-- BEGIN DATASET RECORDS --

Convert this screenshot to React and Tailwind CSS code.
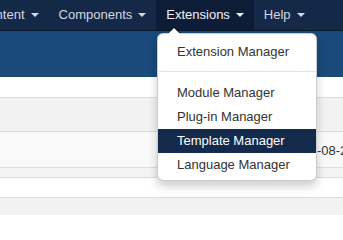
import React from "react";

function Caret() {
  return (
    <span className="ml-[6px] inline-block w-0 h-0 border-t-[4px] border-t-current border-x-[4px] border-x-transparent" />
  );
}

function NavItem({ label, active }) {
  return (
    <div
      className={
        "flex items-center h-full pl-[10px] pr-[10px] shrink-0 " +
        (active ? "bg-[#0e1d37] text-[#f2f4f8]" : "text-[#d3d9e3]")
      }
    >
      <span>{label}</span>
      <Caret />
    </div>
  );
}

const items = [
  { label: "Extension Manager" },
  { divider: true },
  { label: "Module Manager" },
  { label: "Plug-in Manager" },
  { label: "Template Manager", active: true },
  { label: "Language Manager" },
];

export default function App() {
  return (
    <div className="relative w-[343px] h-[215px] overflow-hidden bg-white text-[13px] font-['Liberation_Sans',Arial,sans-serif]">
      <div className="h-[31px] bg-[#142848] border-b border-[#0a162b] flex ml-[-31px] whitespace-nowrap">
        <NavItem label="Content" />
        <NavItem label="Components" />
        <NavItem label="Extensions" active />
        <NavItem label="Help" />
      </div>
      <div className="h-[46px] bg-[#1a4a7a]" />
      <div className="h-[20px] bg-white" />
      <div className="border-t border-[#dcdcdc] h-[34px] bg-[#f2f2f2]" />
      <div className="border-t border-[#dcdcdc] h-[36px] bg-[#f9f9f9] relative">
        <span className="absolute left-[288px] top-[9px] text-[#333] whitespace-nowrap">2013-08-26</span>
      </div>
      <div className="border-t border-[#dcdcdc] h-[10px] bg-[#f3f3f3]" />
      <div className="border-t border-[#dcdcdc] h-[20px] bg-white" />
      <div className="border-t border-[#dcdcdc] h-[40px] bg-[#f2f2f2]" />

      <div className="absolute left-[157px] top-[33px] w-[160px] bg-white border border-[rgba(0,0,0,0.2)] rounded-[6px] shadow-[0_5px_10px_rgba(0,0,0,0.2)] pt-[6px] pb-[3px]">
        <span className="absolute left-[9px] top-[-8px] w-0 h-0 border-b-[7px] border-b-[rgba(0,0,0,0.2)] border-x-[7px] border-x-transparent" />
        <span className="absolute left-[10px] top-[-6px] w-0 h-0 border-b-[6px] border-b-white border-x-[6px] border-x-transparent" />
        {items.map((it, i) =>
          it.divider ? (
            <div key={i} className="h-px bg-[#e5e5e5] mt-[7px] mb-[9px]" />
          ) : (
            <div
              key={i}
              className={
                "h-[24px] leading-[24px] pl-[19px] whitespace-nowrap " +
                (it.active ? "bg-[#132a4d] text-white" : "text-[#333]")
              }
            >
              {it.label}
            </div>
          )
        )}
      </div>
    </div>
  );
}
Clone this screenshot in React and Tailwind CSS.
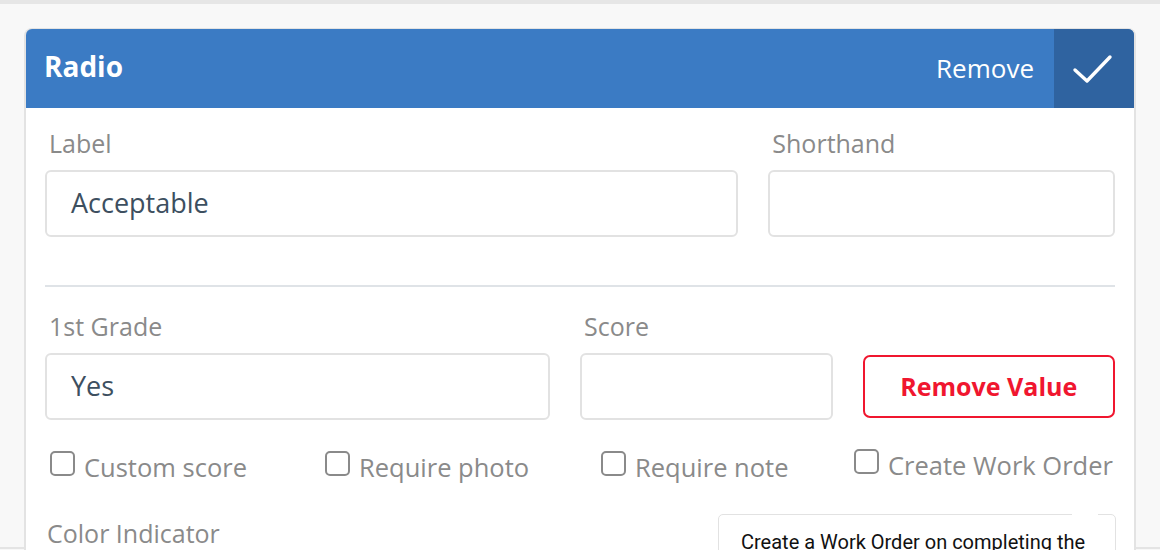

-- END DATASET RECORDS --

* _WHAT NEEDS TO BE DONE_: Images do not belong in the copy; reproduce all other parts of the records above verbatim.

* _CORRECT RESPONSE_:
Convert this screenshot to React and Tailwind CSS code.
import React from "react";

function Caret() {
  return (
    <span className="ml-[6px] inline-block w-0 h-0 border-t-[4px] border-t-current border-x-[4px] border-x-transparent" />
  );
}

function NavItem({ label, active }) {
  return (
    <div
      className={
        "flex items-center h-full pl-[10px] pr-[10px] shrink-0 " +
        (active ? "bg-[#0e1d37] text-[#f2f4f8]" : "text-[#d3d9e3]")
      }
    >
      <span>{label}</span>
      <Caret />
    </div>
  );
}

const items = [
  { label: "Extension Manager" },
  { divider: true },
  { label: "Module Manager" },
  { label: "Plug-in Manager" },
  { label: "Template Manager", active: true },
  { label: "Language Manager" },
];

export default function App() {
  return (
    <div className="relative w-[343px] h-[215px] overflow-hidden bg-white text-[13px] font-['Liberation_Sans',Arial,sans-serif]">
      <div className="h-[31px] bg-[#142848] border-b border-[#0a162b] flex ml-[-31px] whitespace-nowrap">
        <NavItem label="Content" />
        <NavItem label="Components" />
        <NavItem label="Extensions" active />
        <NavItem label="Help" />
      </div>
      <div className="h-[46px] bg-[#1a4a7a]" />
      <div className="h-[20px] bg-white" />
      <div className="border-t border-[#dcdcdc] h-[34px] bg-[#f2f2f2]" />
      <div className="border-t border-[#dcdcdc] h-[36px] bg-[#f9f9f9] relative">
        <span className="absolute left-[288px] top-[9px] text-[#333] whitespace-nowrap">2013-08-26</span>
      </div>
      <div className="border-t border-[#dcdcdc] h-[10px] bg-[#f3f3f3]" />
      <div className="border-t border-[#dcdcdc] h-[20px] bg-white" />
      <div className="border-t border-[#dcdcdc] h-[40px] bg-[#f2f2f2]" />

      <div className="absolute left-[157px] top-[33px] w-[160px] bg-white border border-[rgba(0,0,0,0.2)] rounded-[6px] shadow-[0_5px_10px_rgba(0,0,0,0.2)] pt-[6px] pb-[3px]">
        <span className="absolute left-[9px] top-[-8px] w-0 h-0 border-b-[7px] border-b-[rgba(0,0,0,0.2)] border-x-[7px] border-x-transparent" />
        <span className="absolute left-[10px] top-[-6px] w-0 h-0 border-b-[6px] border-b-white border-x-[6px] border-x-transparent" />
        {items.map((it, i) =>
          it.divider ? (
            <div key={i} className="h-px bg-[#e5e5e5] mt-[7px] mb-[9px]" />
          ) : (
            <div
              key={i}
              className={
                "h-[24px] leading-[24px] pl-[19px] whitespace-nowrap " +
                (it.active ? "bg-[#132a4d] text-white" : "text-[#333]")
              }
            >
              {it.label}
            </div>
          )
        )}
      </div>
    </div>
  );
}
Clone this screenshot in React and Tailwind CSS.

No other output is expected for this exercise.